Professor Berger (like me actually) calls himself evangelisch but not really evangelical, not to mention incurably Lutheran, and he claims to be very comfortable with evangelicals.  He comments that there is something of a movement of the evangelical intelligentsia into prestigious universities and such. He considers it somewhat like the influx of Jews in the 1930s. I find that comparison quite interesting.

The other day on Geoffrey’s post Local Churches, Dave Smith posted a video in comments from the Free Congress Foundation, documenting the origin of political correctness and locating its origin in the Frankfurt School of the early 1930s. this was part of the exodus mentioned above. It included many liberal (maybe licentious would be a better term) groups and people who suddenly realized they were not welcome in Hitler’s Reich. Weimar Germany had been an incredibly liberal, not to say immoral place, and Hitler was not amused, then or later. Many of these refugees ended up either in the United Kingdom or the United States and by the end of World War II, many had become respected figures in the educational system, as well as the other elites.

Max Weber said a while ago that Protestantism. was responsible “for the disenchantment of the world” because of the evident distaste for the three most ancient and powerful aspects of the sacred, Namely the mystery, the miracle, and magic. While there is obviously a fair amount truth in this, it can easily be overdone, especially before the 1950s, I think. One always has to remember  that one cannot understand Protestantism unless one views it against the background of the Catholicism from which it sprang, any more than one can understand American history properly without understanding English history during the colonial period. That’ is the origin of them. Catholicism does feature that triad more, as we all know, but so does Pentecostalism. And Pentecostalism is the fastest growing part of Protestantism. And it isn’t even true of most Evangelicals, or even some mainline Protestants, say Anglo-Catholics or Confessional Lutherans.

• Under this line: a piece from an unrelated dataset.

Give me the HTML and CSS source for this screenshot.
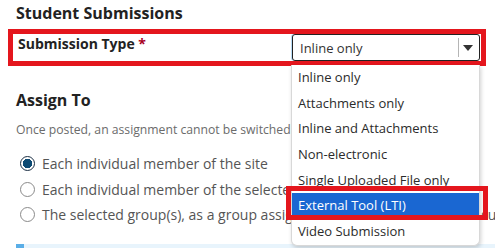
FILE: index.html
```html
<!DOCTYPE html>
<html lang="en">
<head>
<meta charset="utf-8">
<title>Student Submissions</title>
<link rel="stylesheet" href="styles.css">
</head>
<body>
<main class="page">
  <h2 class="section-title">Student Submissions</h2>
  <div class="field-row">
    <label class="field-label">Submission Type <span class="req">*</span></label>
    <div class="select">
      <span class="select-value">Inline only</span>
      <span class="select-divider"></span>
      <span class="select-arrow"></span>
    </div>
    <ul class="dropdown">
      <li class="option">Inline only</li>
      <li class="option">Attachments only</li>
      <li class="option">Inline and Attachments</li>
      <li class="option">Non-electronic</li>
      <li class="option">Single Uploaded File only</li>
      <li class="option is-active">External Tool (LTI)</li>
      <li class="option">Video Submission</li>
    </ul>
  </div>
  <h2 class="section-title assign-title">Assign To</h2>
  <p class="hint">Once posted, an assignment cannot be switched to a different type.</p>
  <div class="radio-list">
    <label class="radio-row"><input class="radio" type="radio" name="assign" checked><span>Each individual member of the site</span></label>
    <label class="radio-row"><input class="radio" type="radio" name="assign"><span>Each individual member of the selected group(s)</span></label>
    <label class="radio-row"><input class="radio" type="radio" name="assign"><span>The selected group(s), as a group assignment when each group will submit one file</span></label>
  </div>
  <div class="info-bar"></div>
</main>
</body>
</html>
```
FILE: styles.css
```css
html, body {
  margin: 0;
  padding: 0;
  background: #fff;
}
body {
  width: 495px;
  height: 248px;
  overflow: hidden;
  font-family: "Open Sans", "DejaVu Sans", sans-serif;
  color: #262626;
}
.page {
  display: flex;
  flex-direction: column;
}
.section-title {
  margin: 2px 0 0;
  padding: 0 16px;
  font-size: 16px;
  font-weight: 700;
  line-height: 22px;
  color: #222;
  white-space: nowrap;
}
.field-row {
  position: relative;
  display: flex;
  align-items: flex-start;
  margin: 5px 9px 0 8px;
  height: 27px;
  border: 5px solid #e4161d;
}
.field-label {
  padding-left: 5px;
  font-size: 14px;
  font-weight: 700;
  line-height: 20px;
  color: #222;
}
.req {
  color: #a8001f;
  font-weight: 700;
}
.select {
  display: flex;
  align-items: center;
  margin-left: auto;
  margin-right: 1px;
  width: 188px;
  height: 27px;
  box-sizing: border-box;
  border: 1px solid #222;
  border-radius: 3px;
  padding-left: 7px;
  background: #fff;
  box-shadow: -1px 0 0 #b9dcf6;
}
.select-value {
  flex: 1;
  font-size: 13px;
  color: #333;
  white-space: nowrap;
}
.select-divider {
  width: 1px;
  height: 19px;
  background: #b5b5b5;
}
.select-arrow {
  margin: 1px 6px 0 4px;
  width: 0;
  height: 0;
  border-left: 5px solid transparent;
  border-right: 5px solid transparent;
  border-top: 6px solid #333;
}
.dropdown {
  position: absolute;
  z-index: 10;
  top: 31px;
  left: 278px;
  width: 189px;
  margin: 0;
  padding: 0;
  list-style: none;
  background: #fff;
  box-sizing: border-box;
  border: 1px solid #d8d8d8;
  border-top: none;
  border-radius: 0 0 6px 6px;
  box-shadow: 1px 2px 4px rgba(0, 0, 0, 0.18);
}
.option {
  position: relative;
  height: 25.7px;
  line-height: 25.7px;
  padding-left: 6px;
  font-size: 13px;
  color: #2b2b2b;
  white-space: nowrap;
}
.option.is-active {
  background: #1a67d2;
  color: #fff;
}
.option.is-active::after {
  content: "";
  position: absolute;
  left: -6px;
  right: -9px;
  top: -7.5px;
  bottom: -1px;
  border: 5px solid #e4161d;
}
.assign-title {
  margin-top: 23px;
}
.hint {
  margin: 10px 0 0;
  padding: 0 16px;
  font-size: 12.2px;
  line-height: 18px;
  color: #6b6b6b;
  white-space: nowrap;
}
.radio-list {
  display: flex;
  flex-direction: column;
  margin-top: 12px;
  padding-left: 20px;
}
.radio-row {
  display: flex;
  align-items: center;
  gap: 7px;
  height: 25.5px;
  font-size: 14px;
  color: #555;
  white-space: nowrap;
}
.radio {
  appearance: none;
  -webkit-appearance: none;
  margin: 0;
  flex: none;
  width: 15px;
  height: 15px;
  box-sizing: border-box;
  border: 1px solid #8a8a8a;
  border-radius: 50%;
  background: #fff;
}
.radio:checked {
  border: 1.5px solid #1b2f44;
  background: radial-gradient(circle, #0d4a73 0 4.6px, #fff 5px);
}
.info-bar {
  margin: 16px 0 0 16px;
  height: 10px;
  background: #e8f4fc;
  border-left: 8px solid #5aaee7;
}
```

So one has to be very careful with this.

The main part of mainline Protestantism’s problem is the loss of the core of the Gospel: the cosmic redefinition of the structure of the universe centered about the birth and life, and death of Jesus. it has come to be some vague (mostly) left-of-center social program, which is a huge distortion. or it has come to be some sort of vague morality, such “as be nice to old ladies if they slip in the gutter”. Nothing really wrong with either, but they are not what Christianity is about. The Evangelicals seem to have not gotten this memo.

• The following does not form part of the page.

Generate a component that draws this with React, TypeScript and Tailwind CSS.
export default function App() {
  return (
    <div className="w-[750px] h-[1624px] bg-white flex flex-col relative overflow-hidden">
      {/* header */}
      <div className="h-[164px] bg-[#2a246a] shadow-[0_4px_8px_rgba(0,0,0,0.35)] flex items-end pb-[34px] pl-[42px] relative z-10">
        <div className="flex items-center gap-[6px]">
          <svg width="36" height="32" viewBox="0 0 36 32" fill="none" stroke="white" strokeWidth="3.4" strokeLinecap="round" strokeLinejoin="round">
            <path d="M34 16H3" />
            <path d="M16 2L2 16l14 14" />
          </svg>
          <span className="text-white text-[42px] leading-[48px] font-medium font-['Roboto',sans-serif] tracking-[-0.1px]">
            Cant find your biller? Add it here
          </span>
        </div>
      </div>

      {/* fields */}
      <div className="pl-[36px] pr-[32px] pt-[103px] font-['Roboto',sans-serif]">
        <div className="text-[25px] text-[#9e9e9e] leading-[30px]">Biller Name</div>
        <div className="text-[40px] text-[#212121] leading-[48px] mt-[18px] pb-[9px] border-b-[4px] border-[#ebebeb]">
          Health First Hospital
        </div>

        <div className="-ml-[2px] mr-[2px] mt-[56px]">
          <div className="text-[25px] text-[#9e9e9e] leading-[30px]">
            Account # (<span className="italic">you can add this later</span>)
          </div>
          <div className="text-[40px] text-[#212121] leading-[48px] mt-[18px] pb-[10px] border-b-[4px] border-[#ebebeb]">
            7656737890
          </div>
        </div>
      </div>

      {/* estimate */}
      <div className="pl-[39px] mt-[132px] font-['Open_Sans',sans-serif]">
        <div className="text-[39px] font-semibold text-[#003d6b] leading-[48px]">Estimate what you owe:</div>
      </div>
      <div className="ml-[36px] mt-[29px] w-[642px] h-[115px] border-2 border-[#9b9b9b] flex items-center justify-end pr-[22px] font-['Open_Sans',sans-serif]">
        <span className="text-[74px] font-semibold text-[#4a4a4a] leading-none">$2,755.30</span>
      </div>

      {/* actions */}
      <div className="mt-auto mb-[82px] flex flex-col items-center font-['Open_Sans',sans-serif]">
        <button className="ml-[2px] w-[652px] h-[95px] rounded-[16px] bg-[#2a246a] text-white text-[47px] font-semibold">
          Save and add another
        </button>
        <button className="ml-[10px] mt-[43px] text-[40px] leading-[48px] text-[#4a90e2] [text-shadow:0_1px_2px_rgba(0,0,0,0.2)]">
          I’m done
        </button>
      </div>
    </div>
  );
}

And what either secular or religious fundamentalism offers people is simply certainty. “We’ll tell you what is true, and if you do what we say, it’ll be all good for you”. While the relativists say, “Don’t worry about what is true and what isn’t, it’s all relative anyway, so it doesn’t matter. They are actually pretty much polar opposites, but nearly the entire world is in the middle. It makes little sense to go with either one, we don’t know everything, but we do have a reasonable idea of right and wrong, and it’s the correct solution. After all, God is indeed Love, He is also Reason.

But what you’ll find pretty much everywhere is pluralism, and it has its problems as well. Now you get to make choices, such as the example in the interviewer gave:

I recently had a conversation with a German Catholic theologian, who was shaking his head when I mentioned to him that the denominational boundaries are breaking down in the United States, that one could grow up Baptist, attend a Mennonite college, become a member of a Nazarene church, marry a Reformed person, and send their kids to an Episcopalian school.

That’s hard for theology to deal with isn’t it? and in truth, pretty much all of us here are lay theologians, we study (more or less) we read, we think. In other words, we’re not the average guy in the pews (or not in the pew, for that matter). We can see the similarities and yes the differences between our churches. But I wonder does the average parishioner, for most of us, things change in the liturgy, but they change mostly slowly, how many notice? This may have been where Vatican II messed up, they got in a hurry, if they had taken a few generations to make the changes, as happened in most Protestant churches, would the Catholics have noticed? Other than the change to the vernacular language, of course.

And for that matter, no matter how similar the theology, our individual churches have considerably different feel, the average parishioner isn’t likely to confuse them, not matter how much we try to convince them that it’s all the same thing. And that is good, I think.

Lots more in the links, and I’m very interested in what you all think. Personally, I think it a fairly viable thesis.